The district has 3,640 students in grades 9-12, 5,000 MVLA Adult School students and 400 employees. Groves noted that the district attracts top teachers, as it offers one of the highest salaries in the state. Nearly 60 percent of its teaching staff has a postgraduate degree.
Groves said the district’s Academic Performance Index score has increased for nine consecutive years. This year, the district improved its score to 860, a six-point gain from last year. Mountain View High’s score of 861 remained unchanged, while Los Altos High scored 875, an 18-point gain from last year. Compared to neighboring high schools, “our students are doing incredibly well,” he said.
The district remains financially solvent as well, Groves said, a result of the district’s basic-aid status, meaning that 85 percent of its funding comes from property taxes.
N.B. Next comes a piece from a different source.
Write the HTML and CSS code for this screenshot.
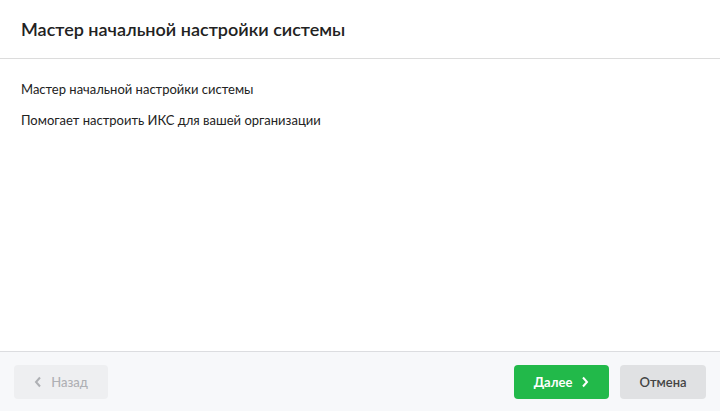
FILE: index.html
```html
<!DOCTYPE html>
<html lang="ru">
<head>
  <meta charset="UTF-8">
  <title>Мастер начальной настройки системы</title>
  <link rel="stylesheet" href="styles.css">
</head>
<body>
  <div class="wizard">
    <div class="wizard-head">
      <h1>Мастер начальной настройки системы</h1>
    </div>
    <div class="wizard-body">
      <p>Мастер начальной настройки системы</p>
      <p>Помогает настроить ИКС для вашей организации</p>
    </div>
    <div class="wizard-foot">
      <button class="btn btn-back" disabled>
        <svg width="8" height="12" viewBox="0 0 8 12"><path d="M6 1.5 L2 6 L6 10.5" fill="none" stroke="currentColor" stroke-width="2"/></svg>
        Назад
      </button>
      <div class="spacer"></div>
      <button class="btn btn-next">
        Далее
        <svg width="8" height="12" viewBox="0 0 8 12"><path d="M2 1.5 L6 6 L2 10.5" fill="none" stroke="currentColor" stroke-width="2"/></svg>
      </button>
      <button class="btn btn-cancel">Отмена</button>
    </div>
  </div>
</body>
</html>
```
FILE: styles.css
```css
html, body { margin: 0; padding: 0; height: 100%; }
body { font-family: Lato, "Noto Sans", sans-serif; color: #222; background: #fff; }
.wizard { display: flex; flex-direction: column; height: 411px; }
.wizard-head { height: 59px; border-bottom: 1px solid #dcdcdc; display: flex; align-items: center; padding: 0 21px; box-sizing: border-box; }
h1 { margin: 0; font-size: 18px; font-weight: 600; color: #222; }
.wizard-body { flex: 1; padding: 21px 21px; }
.wizard-body p { margin: 0 0 13px; font-size: 13px; line-height: 18px; }
.wizard-foot { height: 60px; border-top: 1px solid #dcdde0; background: #f7f8fa; display: flex; align-items: center; padding: 0 14px; box-sizing: border-box; gap: 11px; }
.spacer { flex: 1; }
.btn { height: 34px; border: none; border-radius: 4px; font-family: inherit; font-size: 13px; font-weight: 600; display: flex; align-items: center; justify-content: center; gap: 9px; cursor: pointer; }
.btn-back { width: 94px; background: #eeeff1; color: #aeb0b4; font-weight: 500; }
.btn-next { width: 95px; background: #22b94a; color: #fff; font-weight: 700; }
.btn-cancel { width: 86px; background: #e0e1e3; color: #444; }
```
The district maintains a $50 million budget, and even as the state has reduced funding by $2.3 million over the past two years, the district has been able to retain all classes and programs. Groves said that thanks to the passage of Measure A, a $41 million bond, the district is now able to add 12 new classrooms, which should be in place by August 2013.
Groves said the district expects 200-300 more students to attend Los Altos and Mountain View high schools over the next five years.
Among the district’s six-year goals are aligning the curriculum and grading system, maintaining fiscal stability and enhancing academic achievement in science, technology, engineering and math. The Silicon Valley Association of Realtors provided information for this article.